Biggest sideways bridge slide in the world

England, Plymouth: Marsh Mills Viaduct

Jacked sliding of a massive nine span flyover in Plymouth was completed successfully in one of the world's most complex civil engineering projects of its kind. The 410 metre long x 5,500 tonne Marsh Mills dual carriageway road deck was jacked sideways 12.2 metres into position using Ø36mm DYWIDAG THREADBARS®.

The overall £12.25 million, 22 months design and build contract was awarded to replace the two viaducts which carry sliproads for the A 38 trunk road at Marsh Mills. The viaducts had to be replaced because their concrete had been rotted by alkaii-silica reaction.
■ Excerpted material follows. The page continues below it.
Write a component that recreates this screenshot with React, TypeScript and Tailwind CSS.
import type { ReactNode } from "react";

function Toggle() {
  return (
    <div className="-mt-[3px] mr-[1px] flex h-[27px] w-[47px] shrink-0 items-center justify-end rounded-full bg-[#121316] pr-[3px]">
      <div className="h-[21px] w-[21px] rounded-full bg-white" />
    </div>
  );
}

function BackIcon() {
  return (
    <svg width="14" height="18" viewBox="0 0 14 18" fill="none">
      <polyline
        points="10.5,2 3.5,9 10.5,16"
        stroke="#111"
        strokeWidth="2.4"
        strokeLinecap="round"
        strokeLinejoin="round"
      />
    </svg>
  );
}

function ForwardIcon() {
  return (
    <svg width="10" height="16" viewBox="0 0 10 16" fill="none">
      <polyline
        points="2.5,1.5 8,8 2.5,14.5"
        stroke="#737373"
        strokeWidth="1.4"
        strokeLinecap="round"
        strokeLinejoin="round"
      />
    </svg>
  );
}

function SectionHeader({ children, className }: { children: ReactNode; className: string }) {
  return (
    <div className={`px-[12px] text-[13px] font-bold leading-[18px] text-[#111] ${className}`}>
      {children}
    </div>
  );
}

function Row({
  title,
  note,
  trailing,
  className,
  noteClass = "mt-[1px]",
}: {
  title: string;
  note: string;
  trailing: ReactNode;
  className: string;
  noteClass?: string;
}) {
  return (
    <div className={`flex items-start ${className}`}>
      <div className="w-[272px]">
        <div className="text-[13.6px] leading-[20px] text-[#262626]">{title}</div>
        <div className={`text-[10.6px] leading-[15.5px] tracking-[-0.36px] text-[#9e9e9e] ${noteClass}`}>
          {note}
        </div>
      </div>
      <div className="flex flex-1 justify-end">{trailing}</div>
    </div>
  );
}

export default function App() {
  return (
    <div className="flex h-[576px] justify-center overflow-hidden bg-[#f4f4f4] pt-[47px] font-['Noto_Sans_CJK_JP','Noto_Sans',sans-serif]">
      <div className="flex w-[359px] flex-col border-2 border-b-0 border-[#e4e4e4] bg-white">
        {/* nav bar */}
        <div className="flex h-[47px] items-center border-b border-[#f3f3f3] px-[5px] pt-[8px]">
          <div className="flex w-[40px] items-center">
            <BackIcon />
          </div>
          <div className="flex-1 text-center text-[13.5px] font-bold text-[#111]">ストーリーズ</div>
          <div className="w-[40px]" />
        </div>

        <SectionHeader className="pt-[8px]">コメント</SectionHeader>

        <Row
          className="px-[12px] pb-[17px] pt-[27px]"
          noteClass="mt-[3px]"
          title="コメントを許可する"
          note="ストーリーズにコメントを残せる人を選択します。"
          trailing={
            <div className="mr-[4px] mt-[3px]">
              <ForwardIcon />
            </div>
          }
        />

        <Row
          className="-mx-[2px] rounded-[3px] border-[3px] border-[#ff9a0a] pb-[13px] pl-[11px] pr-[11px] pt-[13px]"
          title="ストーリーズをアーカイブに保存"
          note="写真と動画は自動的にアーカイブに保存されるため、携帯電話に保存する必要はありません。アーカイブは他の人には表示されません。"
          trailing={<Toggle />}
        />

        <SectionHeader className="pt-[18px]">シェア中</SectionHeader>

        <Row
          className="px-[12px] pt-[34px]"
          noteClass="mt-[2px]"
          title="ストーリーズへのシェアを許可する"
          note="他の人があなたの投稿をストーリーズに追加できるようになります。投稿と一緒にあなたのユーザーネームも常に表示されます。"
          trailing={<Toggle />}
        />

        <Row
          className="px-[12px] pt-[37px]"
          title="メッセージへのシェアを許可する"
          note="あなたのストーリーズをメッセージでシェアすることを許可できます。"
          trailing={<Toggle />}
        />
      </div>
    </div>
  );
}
Sliding was chosen as it minimised traffic disruption and saved £l2 million in carriageway lane rental charges; replacing the busy slip roads in the normal way by demolishing them and building new structures would have caused severe traffic disruption for 18 months.
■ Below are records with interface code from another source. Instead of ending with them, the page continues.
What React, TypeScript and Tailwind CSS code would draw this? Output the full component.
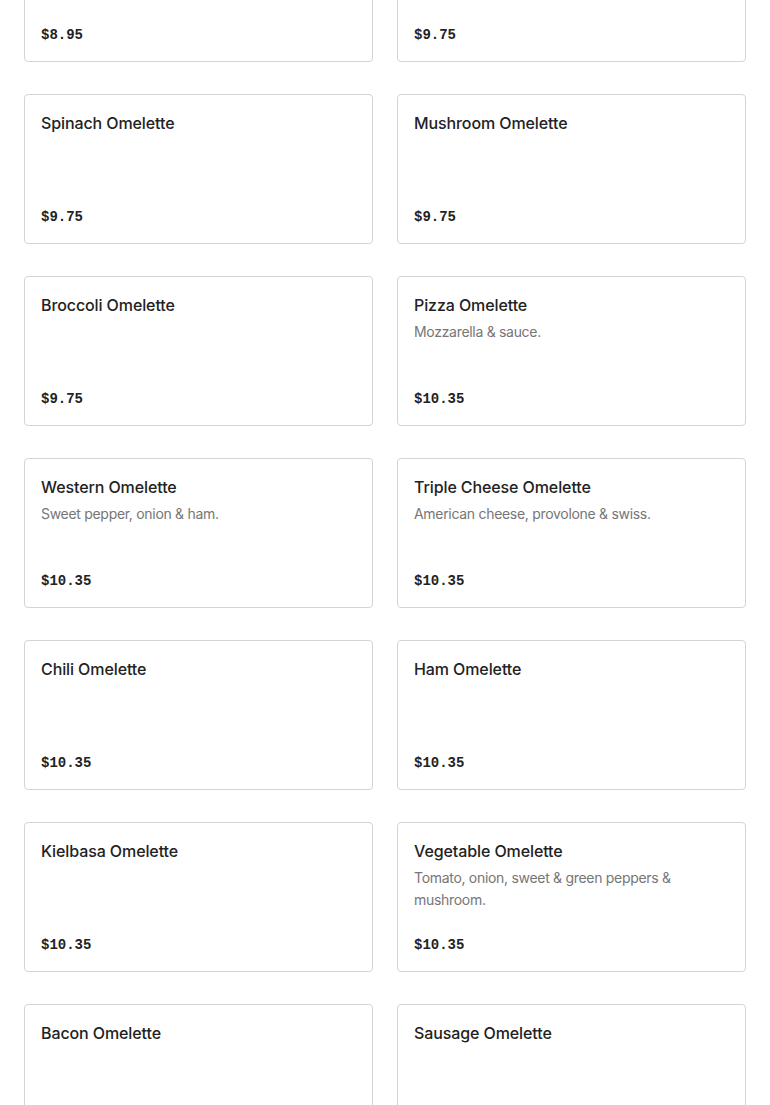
const ITEMS = [
  { name: "Cheese Omelette", desc: "", price: "$8.95" },
  { name: "Tomato Omelette", desc: "", price: "$9.75" },
  { name: "Spinach Omelette", desc: "", price: "$9.75" },
  { name: "Mushroom Omelette", desc: "", price: "$9.75" },
  { name: "Broccoli Omelette", desc: "", price: "$9.75" },
  { name: "Pizza Omelette", desc: "Mozzarella & sauce.", price: "$10.35" },
  { name: "Western Omelette", desc: "Sweet pepper, onion & ham.", price: "$10.35" },
  { name: "Triple Cheese Omelette", desc: "American cheese, provolone & swiss.", price: "$10.35" },
  { name: "Chili Omelette", desc: "", price: "$10.35" },
  { name: "Ham Omelette", desc: "", price: "$10.35" },
  { name: "Kielbasa Omelette", desc: "", price: "$10.35" },
  { name: "Vegetable Omelette", desc: "Tomato, onion, sweet & green peppers & mushroom.", price: "$10.35" },
  { name: "Bacon Omelette", desc: "", price: "$10.35" },
  { name: "Sausage Omelette", desc: "", price: "$10.35" },
];

function MenuCard({ name, desc, price }: { name: string; desc: string; price: string }) {
  return (
    <div className="flex h-[150px] flex-col justify-between rounded-[4px] border border-[#d4d4d4] bg-white px-4 pt-4 pb-[14px]">
      <div>
        <div className="text-[16px] font-medium leading-6 tracking-[-0.1px] text-[#222222]">{name}</div>
        {desc && (
          <p className="mt-1 text-[14px] leading-[22px] tracking-[-0.3px] text-[#767676]">{desc}</p>
        )}
      </div>
      <div className="font-['Liberation_Mono',monospace] text-[14px] font-bold leading-6 text-[#222222]">
        {price}
      </div>
    </div>
  );
}

export default function App() {
  return (
    <div className="h-[1105px] overflow-hidden bg-white font-['Inter',sans-serif]">
      <div className="-mt-[88px] grid grid-cols-2 gap-x-6 gap-y-8 px-6">
        {ITEMS.map((it) => (
          <MenuCard key={it.name} {...it} />
        ))}
      </div>
    </div>
  );
}
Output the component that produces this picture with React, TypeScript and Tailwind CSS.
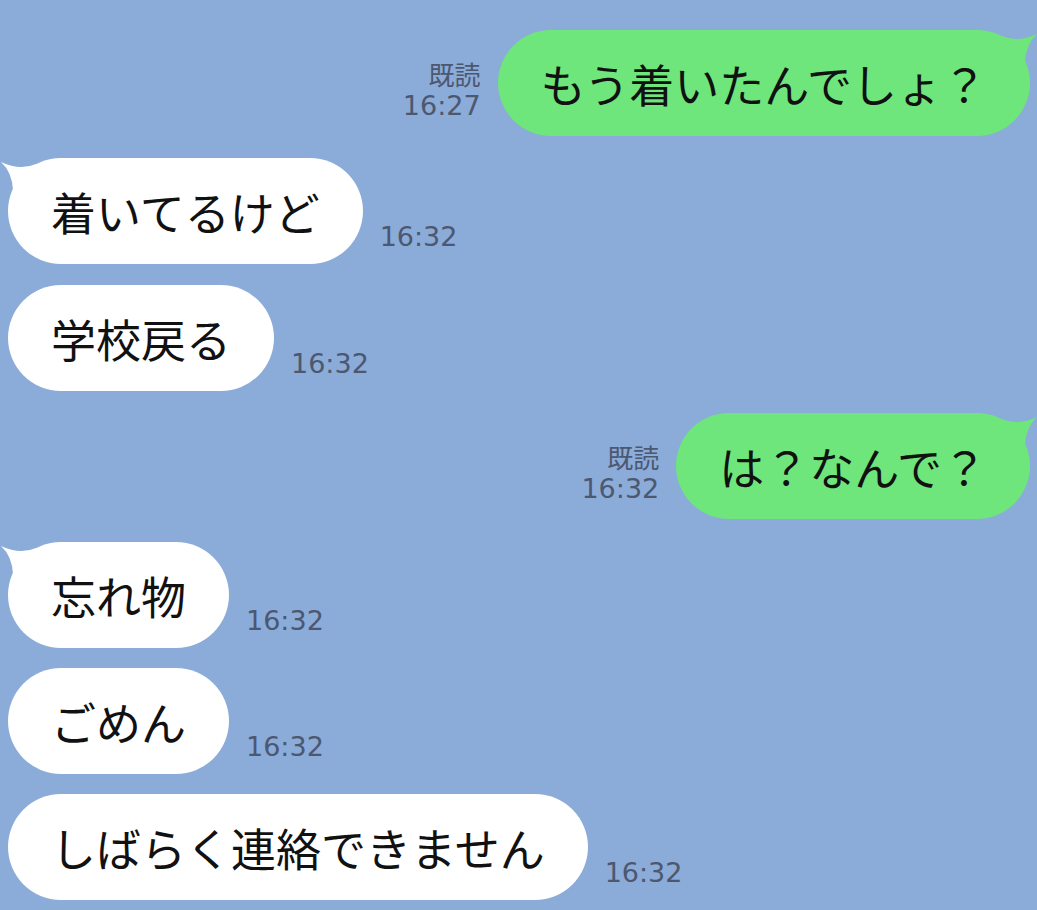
type Msg = {
  id: number;
  side: 'me' | 'them';
  text: string;
  time: string;
  tail: boolean;
  gap: string;
};

const MESSAGES: Msg[] = [
  { id: 1, side: 'me', text: 'もう着いたんでしょ？', time: '16:27', tail: true, gap: 'mt-[30px]' },
  { id: 2, side: 'them', text: '着いてるけど', time: '16:32', tail: true, gap: 'mt-[22px]' },
  { id: 3, side: 'them', text: '学校戻る', time: '16:32', tail: false, gap: 'mt-[21px]' },
  { id: 4, side: 'me', text: 'は？なんで？', time: '16:32', tail: true, gap: 'mt-[22px]' },
  { id: 5, side: 'them', text: '忘れ物', time: '16:32', tail: true, gap: 'mt-[23px]' },
  { id: 6, side: 'them', text: 'ごめん', time: '16:32', tail: false, gap: 'mt-[20px]' },
  { id: 7, side: 'them', text: 'しばらく連絡できません', time: '16:32', tail: false, gap: 'mt-[20px]' },
];

const JP = "font-['Noto_Sans_CJK_JP',sans-serif]";
const TIME = "font-['DejaVu_Sans','Noto_Sans_CJK_JP',sans-serif]";

function Tail({ side, color }: { side: 'me' | 'them'; color: string }) {
  // little horn on the top corner of the first bubble in a group
  if (side === 'them') {
    return (
      <svg className="absolute -left-2 top-0" width="40" height="34" viewBox="0 0 40 34">
        <path d="M1,4 Q20,13 36,6 L36,32 L13,32 Q12,14 1,4 Z" fill={color} />
      </svg>
    );
  }
  return (
    <svg className="absolute -right-2 top-0" width="40" height="34" viewBox="0 0 40 34">
      <path d="M39,4 Q20,13 4,6 L4,32 L27,32 Q28,14 39,4 Z" fill={color} />
    </svg>
  );
}

function Bubble({ msg }: { msg: Msg }) {
  const mine = msg.side === 'me';
  const color = mine ? '#6ee67b' : '#ffffff';
  return (
    <div
      className={`relative flex h-[106px] items-center rounded-full px-[43px] text-[45px] leading-none text-[#111] ${JP} ${
        mine ? 'bg-[#6ee67b]' : 'bg-white'
      }`}
    >
      {msg.tail && <Tail side={msg.side} color={color} />}
      <span className="relative whitespace-nowrap">{msg.text}</span>
    </div>
  );
}

function Row({ msg }: { msg: Msg }) {
  if (msg.side === 'me') {
    return (
      <div className={`flex items-end justify-end gap-[17px] pr-[7px] ${msg.gap}`}>
        <div className="flex flex-col items-end pb-[15px] text-[#4b5870]">
          <span className={`text-[26px] leading-[34px] ${JP}`}>既読</span>
          <span className={`text-[27px] leading-[30px] ${TIME}`}>{msg.time}</span>
        </div>
        <Bubble msg={msg} />
      </div>
    );
  }
  return (
    <div className={`flex items-end gap-[17px] pl-[8px] ${msg.gap}`}>
      <Bubble msg={msg} />
      <span className={`pb-[12px] text-[27px] leading-[30px] text-[#4b5870] ${TIME}`}>{msg.time}</span>
    </div>
  );
}

export default function App() {
  return (
    <div className="flex h-[910px] w-full flex-col overflow-hidden bg-[#8babd9]">
      {MESSAGES.map((m) => (
        <Row key={m.id} msg={m} />
      ))}
    </div>
  );
}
The new deck initially carried traffic while resting on temporary supports. After demolition of the old viaduct, eight new concrete piers and two abutments were built to support the new deck. Road closure was limited to a weekend - eight hours for the slide, 24 hours to allow bearing grout to set and the remainder for asphalting and traffic re-routing.

The operation began at 02.00 hours on the Saturday morning and a problem emerged after the very first 600 mm jacking stroke. The merge slide was downhill on a 2.85 per cent slope which required four braking points. Unfortunately, the non-stick PTFE coated sliding surfaces had less friction than expected and one end skewed out of line.

The deck had to be realigned to prevent the parallel sliding tracks from jamming and all the precise planning gave way to on-site engineering judgement. The solution was to restrain movement at the eastern end by placing chocks in the slide track. Polishing of the slide tracks was abandoned and site grime left undisturbed to increase friction slightly.

Pulling recommenced at 06.00 hours and the deck was realigned shortly afterwards.

At 14.50 hours the deck was inched into position completing civil engineering's biggest ever bridge slide. The repositioned bridge opened to traffic on schedule at 06.30 hours on the Sunday.